**The task**
Filter the data below for the string "TypeScript" and copy each matching line.

**Dataset**
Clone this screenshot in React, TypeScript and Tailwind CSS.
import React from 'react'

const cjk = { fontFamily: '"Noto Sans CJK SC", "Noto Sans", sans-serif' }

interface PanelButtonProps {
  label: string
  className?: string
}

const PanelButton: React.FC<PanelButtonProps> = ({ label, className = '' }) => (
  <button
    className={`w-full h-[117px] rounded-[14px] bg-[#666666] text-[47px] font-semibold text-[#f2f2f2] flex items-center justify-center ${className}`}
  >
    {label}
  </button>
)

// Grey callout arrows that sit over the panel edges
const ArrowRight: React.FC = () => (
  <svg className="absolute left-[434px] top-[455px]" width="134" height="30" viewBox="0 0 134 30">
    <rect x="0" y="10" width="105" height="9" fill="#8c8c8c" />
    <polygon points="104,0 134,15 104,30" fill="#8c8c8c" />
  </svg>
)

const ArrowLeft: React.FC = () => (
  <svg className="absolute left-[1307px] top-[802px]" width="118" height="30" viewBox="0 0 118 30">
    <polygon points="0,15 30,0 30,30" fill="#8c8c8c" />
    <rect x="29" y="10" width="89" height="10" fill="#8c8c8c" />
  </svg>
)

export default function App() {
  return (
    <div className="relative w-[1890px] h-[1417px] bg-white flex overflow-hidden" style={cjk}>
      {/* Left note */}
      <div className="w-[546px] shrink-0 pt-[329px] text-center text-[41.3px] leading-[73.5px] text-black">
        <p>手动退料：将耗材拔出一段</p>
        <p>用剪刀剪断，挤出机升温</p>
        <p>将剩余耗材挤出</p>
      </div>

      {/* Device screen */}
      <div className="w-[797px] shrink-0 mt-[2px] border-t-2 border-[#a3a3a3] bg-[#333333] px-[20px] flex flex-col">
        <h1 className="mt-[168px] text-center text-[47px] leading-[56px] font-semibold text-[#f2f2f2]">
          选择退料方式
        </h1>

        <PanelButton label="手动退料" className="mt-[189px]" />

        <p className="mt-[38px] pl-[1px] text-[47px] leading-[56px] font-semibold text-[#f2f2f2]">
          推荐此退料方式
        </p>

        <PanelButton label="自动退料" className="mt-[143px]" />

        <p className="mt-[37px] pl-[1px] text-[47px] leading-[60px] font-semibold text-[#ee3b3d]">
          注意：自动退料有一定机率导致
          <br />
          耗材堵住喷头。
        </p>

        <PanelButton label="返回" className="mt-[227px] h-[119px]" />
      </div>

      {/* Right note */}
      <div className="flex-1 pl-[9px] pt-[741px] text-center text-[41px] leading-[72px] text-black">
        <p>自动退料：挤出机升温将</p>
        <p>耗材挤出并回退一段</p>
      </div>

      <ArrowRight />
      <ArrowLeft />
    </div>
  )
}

--

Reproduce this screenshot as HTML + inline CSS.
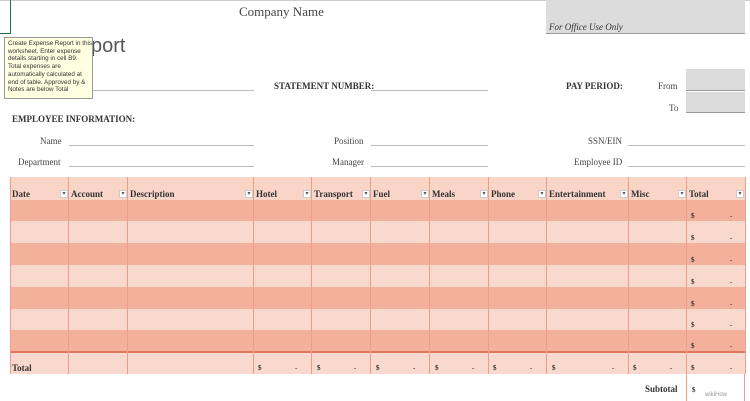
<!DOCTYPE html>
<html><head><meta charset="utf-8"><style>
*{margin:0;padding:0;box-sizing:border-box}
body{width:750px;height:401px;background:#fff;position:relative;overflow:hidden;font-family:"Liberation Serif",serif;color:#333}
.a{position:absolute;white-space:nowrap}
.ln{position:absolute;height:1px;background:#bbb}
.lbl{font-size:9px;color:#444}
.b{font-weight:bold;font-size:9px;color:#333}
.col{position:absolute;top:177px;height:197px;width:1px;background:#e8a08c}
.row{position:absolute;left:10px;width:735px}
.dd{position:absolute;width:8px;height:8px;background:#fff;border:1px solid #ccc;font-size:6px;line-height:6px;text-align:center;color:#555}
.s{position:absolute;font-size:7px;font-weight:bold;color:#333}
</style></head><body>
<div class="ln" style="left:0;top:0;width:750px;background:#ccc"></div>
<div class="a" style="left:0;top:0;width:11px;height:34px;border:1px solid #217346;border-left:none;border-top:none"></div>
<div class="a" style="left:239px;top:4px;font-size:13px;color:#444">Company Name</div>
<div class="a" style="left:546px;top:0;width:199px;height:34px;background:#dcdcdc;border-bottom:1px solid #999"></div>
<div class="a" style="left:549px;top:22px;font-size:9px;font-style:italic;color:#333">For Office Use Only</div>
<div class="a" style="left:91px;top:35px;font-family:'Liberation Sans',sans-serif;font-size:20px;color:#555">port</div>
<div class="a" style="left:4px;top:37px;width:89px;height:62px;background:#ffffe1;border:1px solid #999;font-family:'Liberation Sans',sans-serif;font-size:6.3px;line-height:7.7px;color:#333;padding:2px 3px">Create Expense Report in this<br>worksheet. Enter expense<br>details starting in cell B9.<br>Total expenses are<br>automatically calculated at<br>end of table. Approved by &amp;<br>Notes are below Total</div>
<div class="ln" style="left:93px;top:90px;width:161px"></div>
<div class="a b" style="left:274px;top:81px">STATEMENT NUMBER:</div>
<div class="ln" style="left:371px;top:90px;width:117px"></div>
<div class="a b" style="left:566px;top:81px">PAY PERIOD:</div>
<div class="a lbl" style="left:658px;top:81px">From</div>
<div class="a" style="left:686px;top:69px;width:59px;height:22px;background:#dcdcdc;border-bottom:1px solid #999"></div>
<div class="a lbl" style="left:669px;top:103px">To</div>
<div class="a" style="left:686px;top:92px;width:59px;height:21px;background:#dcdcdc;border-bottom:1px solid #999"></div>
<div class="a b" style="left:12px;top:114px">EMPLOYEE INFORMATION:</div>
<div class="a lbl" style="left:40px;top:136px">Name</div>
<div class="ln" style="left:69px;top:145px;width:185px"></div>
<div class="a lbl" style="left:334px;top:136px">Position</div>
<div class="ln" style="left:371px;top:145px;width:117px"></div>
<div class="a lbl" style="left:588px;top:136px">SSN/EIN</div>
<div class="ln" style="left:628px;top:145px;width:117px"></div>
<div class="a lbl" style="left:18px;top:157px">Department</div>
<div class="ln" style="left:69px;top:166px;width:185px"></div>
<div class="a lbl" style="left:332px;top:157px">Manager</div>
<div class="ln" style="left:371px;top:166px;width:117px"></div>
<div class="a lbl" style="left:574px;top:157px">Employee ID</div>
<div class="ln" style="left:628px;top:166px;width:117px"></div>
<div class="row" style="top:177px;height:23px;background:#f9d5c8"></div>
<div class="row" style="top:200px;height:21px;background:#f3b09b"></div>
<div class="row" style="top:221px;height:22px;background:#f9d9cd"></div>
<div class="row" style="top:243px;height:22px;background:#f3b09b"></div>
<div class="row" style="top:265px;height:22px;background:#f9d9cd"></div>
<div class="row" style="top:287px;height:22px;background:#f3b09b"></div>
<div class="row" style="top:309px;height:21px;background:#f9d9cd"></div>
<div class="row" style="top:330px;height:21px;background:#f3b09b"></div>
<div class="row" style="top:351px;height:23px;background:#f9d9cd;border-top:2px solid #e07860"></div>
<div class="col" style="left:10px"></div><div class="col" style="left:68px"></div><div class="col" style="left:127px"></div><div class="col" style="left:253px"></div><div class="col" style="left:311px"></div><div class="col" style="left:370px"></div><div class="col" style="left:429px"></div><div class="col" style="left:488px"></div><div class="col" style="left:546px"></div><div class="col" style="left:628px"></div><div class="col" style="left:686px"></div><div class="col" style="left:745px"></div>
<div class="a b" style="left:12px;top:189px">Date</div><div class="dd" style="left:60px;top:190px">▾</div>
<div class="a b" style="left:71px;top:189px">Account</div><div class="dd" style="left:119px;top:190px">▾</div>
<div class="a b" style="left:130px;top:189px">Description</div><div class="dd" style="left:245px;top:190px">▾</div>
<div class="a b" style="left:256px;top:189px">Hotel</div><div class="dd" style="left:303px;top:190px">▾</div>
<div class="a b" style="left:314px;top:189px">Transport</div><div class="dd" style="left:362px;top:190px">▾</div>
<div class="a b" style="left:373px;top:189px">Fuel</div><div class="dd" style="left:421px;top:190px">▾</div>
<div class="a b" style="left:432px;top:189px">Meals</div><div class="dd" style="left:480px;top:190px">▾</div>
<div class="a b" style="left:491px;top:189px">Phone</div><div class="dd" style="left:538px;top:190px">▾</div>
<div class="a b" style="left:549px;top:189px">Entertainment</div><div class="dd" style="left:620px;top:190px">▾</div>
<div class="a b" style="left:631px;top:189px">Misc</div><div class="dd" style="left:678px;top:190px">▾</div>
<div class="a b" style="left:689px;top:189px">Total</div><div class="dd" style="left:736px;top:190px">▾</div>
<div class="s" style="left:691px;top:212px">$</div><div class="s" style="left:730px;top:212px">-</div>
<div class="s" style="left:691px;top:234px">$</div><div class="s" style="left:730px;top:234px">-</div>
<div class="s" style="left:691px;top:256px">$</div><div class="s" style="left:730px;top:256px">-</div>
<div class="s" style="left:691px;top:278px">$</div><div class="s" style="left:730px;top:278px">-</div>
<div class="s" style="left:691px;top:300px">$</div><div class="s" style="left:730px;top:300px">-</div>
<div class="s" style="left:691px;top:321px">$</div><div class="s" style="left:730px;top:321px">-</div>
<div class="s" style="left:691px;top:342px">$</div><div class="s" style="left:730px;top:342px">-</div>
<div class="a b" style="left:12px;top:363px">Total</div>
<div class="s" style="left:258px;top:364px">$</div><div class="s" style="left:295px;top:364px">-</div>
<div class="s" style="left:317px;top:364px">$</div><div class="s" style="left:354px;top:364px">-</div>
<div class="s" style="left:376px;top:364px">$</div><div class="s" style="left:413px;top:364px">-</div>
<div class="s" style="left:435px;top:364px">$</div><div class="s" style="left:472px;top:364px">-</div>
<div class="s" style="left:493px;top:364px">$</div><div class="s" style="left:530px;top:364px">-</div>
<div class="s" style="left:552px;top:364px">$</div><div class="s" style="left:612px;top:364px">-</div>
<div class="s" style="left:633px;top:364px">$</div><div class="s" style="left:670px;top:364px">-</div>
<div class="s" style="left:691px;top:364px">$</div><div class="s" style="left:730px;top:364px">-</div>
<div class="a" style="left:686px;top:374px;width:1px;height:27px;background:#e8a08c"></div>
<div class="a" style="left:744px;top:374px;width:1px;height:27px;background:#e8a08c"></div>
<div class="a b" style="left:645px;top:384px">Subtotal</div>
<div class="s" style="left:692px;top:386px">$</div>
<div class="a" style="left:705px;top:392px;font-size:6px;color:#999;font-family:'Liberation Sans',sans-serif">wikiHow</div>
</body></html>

---

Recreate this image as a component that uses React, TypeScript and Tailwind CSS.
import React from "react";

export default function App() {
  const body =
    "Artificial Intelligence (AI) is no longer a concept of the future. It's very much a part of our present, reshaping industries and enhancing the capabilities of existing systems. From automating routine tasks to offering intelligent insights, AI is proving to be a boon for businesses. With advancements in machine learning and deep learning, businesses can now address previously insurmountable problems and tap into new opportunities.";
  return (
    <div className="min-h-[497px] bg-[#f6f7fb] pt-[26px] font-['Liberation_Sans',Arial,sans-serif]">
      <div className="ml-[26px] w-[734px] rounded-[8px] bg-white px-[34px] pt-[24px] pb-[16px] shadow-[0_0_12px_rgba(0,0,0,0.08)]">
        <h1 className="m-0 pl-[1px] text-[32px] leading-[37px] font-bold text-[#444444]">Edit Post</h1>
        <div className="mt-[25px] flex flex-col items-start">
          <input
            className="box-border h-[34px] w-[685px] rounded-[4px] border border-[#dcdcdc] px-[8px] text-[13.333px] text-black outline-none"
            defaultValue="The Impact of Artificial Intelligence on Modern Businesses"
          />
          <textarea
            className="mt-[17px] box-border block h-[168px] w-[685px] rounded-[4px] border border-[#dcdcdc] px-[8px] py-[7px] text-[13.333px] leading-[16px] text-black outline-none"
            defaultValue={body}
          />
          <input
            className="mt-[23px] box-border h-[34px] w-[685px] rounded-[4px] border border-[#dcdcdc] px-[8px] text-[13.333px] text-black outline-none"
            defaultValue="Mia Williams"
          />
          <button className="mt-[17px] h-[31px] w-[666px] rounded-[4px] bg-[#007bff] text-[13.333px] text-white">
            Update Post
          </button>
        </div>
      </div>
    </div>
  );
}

**In response**
Clone this screenshot in React, TypeScript and Tailwind CSS.
Recreate this image as a component that uses React, TypeScript and Tailwind CSS.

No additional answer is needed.